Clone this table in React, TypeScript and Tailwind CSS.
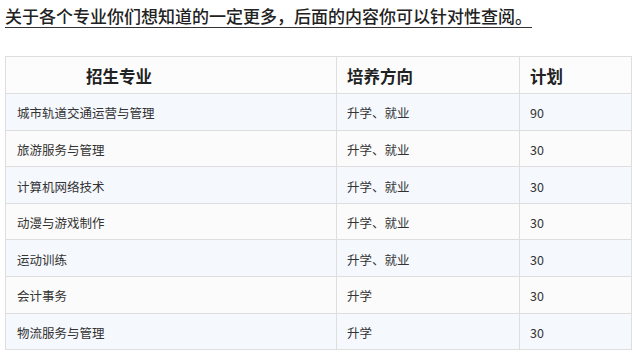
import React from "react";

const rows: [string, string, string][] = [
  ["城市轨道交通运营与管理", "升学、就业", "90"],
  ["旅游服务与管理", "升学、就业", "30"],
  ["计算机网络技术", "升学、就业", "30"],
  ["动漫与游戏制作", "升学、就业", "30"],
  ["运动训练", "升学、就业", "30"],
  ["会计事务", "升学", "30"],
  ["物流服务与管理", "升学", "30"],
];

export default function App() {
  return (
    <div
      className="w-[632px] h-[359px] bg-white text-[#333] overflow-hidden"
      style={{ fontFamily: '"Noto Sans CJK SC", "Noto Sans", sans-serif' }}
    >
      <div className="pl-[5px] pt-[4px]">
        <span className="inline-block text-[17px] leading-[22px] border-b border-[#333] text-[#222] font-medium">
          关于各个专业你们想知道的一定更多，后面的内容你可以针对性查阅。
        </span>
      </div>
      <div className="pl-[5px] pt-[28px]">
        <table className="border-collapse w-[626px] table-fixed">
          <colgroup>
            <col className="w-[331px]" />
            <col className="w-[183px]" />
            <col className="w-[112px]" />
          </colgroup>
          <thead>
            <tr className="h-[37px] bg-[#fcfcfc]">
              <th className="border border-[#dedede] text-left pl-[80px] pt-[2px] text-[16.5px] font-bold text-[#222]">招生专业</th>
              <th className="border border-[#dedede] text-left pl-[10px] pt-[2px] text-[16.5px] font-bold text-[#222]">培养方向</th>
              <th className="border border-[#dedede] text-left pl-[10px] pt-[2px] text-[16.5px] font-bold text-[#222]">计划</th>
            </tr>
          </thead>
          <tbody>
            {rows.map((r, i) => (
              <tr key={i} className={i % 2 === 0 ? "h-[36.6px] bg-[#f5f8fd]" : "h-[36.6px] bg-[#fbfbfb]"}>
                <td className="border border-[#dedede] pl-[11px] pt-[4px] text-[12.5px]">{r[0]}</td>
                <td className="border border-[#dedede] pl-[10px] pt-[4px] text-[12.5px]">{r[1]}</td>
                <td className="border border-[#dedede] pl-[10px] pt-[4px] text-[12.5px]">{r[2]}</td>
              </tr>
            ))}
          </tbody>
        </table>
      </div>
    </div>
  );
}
• • • • •
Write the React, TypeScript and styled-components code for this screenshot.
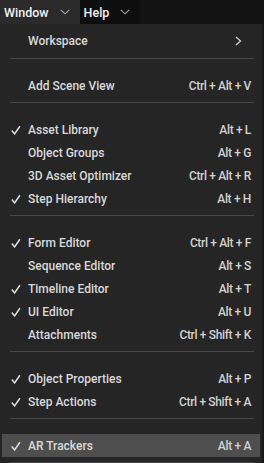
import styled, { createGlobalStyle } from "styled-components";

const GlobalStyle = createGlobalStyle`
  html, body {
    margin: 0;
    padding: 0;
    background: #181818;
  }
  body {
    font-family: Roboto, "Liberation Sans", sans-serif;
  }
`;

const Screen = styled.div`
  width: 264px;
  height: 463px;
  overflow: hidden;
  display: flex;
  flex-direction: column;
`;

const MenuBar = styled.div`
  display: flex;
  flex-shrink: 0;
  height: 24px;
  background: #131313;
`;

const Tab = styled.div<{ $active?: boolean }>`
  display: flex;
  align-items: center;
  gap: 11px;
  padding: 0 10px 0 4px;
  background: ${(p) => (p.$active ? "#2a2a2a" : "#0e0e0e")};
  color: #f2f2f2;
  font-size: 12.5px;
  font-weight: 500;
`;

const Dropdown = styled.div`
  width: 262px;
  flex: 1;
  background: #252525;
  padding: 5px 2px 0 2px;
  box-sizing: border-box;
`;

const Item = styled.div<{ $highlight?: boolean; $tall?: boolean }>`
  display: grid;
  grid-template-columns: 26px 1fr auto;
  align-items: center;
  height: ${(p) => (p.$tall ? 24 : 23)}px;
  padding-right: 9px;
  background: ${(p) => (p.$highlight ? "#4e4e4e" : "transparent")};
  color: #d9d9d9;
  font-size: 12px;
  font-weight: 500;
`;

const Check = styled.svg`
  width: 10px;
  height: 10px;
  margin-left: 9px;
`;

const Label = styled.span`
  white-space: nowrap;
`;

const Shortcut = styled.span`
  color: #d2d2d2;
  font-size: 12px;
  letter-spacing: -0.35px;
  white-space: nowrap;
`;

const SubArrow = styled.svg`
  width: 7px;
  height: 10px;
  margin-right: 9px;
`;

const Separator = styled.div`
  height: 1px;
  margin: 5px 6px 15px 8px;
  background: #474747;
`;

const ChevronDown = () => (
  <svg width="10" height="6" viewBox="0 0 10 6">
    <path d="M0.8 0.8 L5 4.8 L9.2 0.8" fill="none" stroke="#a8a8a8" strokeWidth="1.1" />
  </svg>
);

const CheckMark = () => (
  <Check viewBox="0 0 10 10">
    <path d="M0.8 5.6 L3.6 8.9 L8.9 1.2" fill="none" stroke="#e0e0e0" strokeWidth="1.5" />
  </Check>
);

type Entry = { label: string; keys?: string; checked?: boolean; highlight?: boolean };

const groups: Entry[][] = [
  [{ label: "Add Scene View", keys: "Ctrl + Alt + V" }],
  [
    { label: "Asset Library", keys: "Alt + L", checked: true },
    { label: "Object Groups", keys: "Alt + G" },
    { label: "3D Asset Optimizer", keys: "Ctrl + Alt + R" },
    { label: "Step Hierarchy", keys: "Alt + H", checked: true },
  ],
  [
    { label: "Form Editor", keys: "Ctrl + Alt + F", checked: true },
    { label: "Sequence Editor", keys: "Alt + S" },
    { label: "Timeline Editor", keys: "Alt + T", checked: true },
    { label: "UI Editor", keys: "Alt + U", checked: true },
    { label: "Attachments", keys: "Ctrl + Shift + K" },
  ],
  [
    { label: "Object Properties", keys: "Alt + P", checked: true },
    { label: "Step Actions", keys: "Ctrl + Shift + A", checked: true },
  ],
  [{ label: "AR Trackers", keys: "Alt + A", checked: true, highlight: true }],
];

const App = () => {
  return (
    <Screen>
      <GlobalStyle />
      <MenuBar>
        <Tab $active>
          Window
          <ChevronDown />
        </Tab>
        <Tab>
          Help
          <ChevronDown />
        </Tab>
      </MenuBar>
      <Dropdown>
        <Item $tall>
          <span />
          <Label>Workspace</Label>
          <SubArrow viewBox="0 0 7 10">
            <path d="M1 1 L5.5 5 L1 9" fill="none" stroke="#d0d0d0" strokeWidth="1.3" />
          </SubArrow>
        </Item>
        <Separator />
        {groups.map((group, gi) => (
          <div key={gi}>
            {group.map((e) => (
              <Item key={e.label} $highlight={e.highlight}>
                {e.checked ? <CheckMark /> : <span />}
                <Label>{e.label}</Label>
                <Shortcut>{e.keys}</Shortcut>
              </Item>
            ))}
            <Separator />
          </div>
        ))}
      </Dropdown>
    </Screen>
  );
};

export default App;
• • • • •
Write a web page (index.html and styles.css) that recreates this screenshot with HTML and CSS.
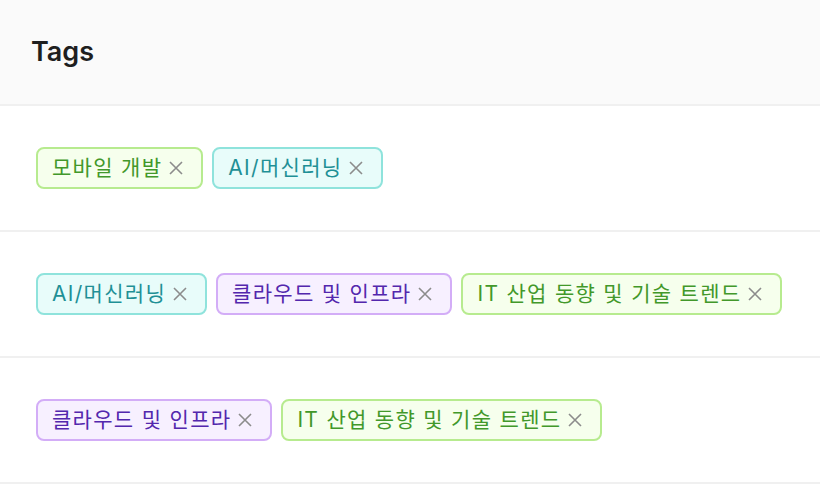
• • • • •
**Description of the task**
Your task is to quote, unchanged, only the lines from the line bearing "Clone this table" through the line bearing "import React from"; the pictures are not part of the copy.

**Task answer**
Clone this table in React, TypeScript and Tailwind CSS.
import React from "react";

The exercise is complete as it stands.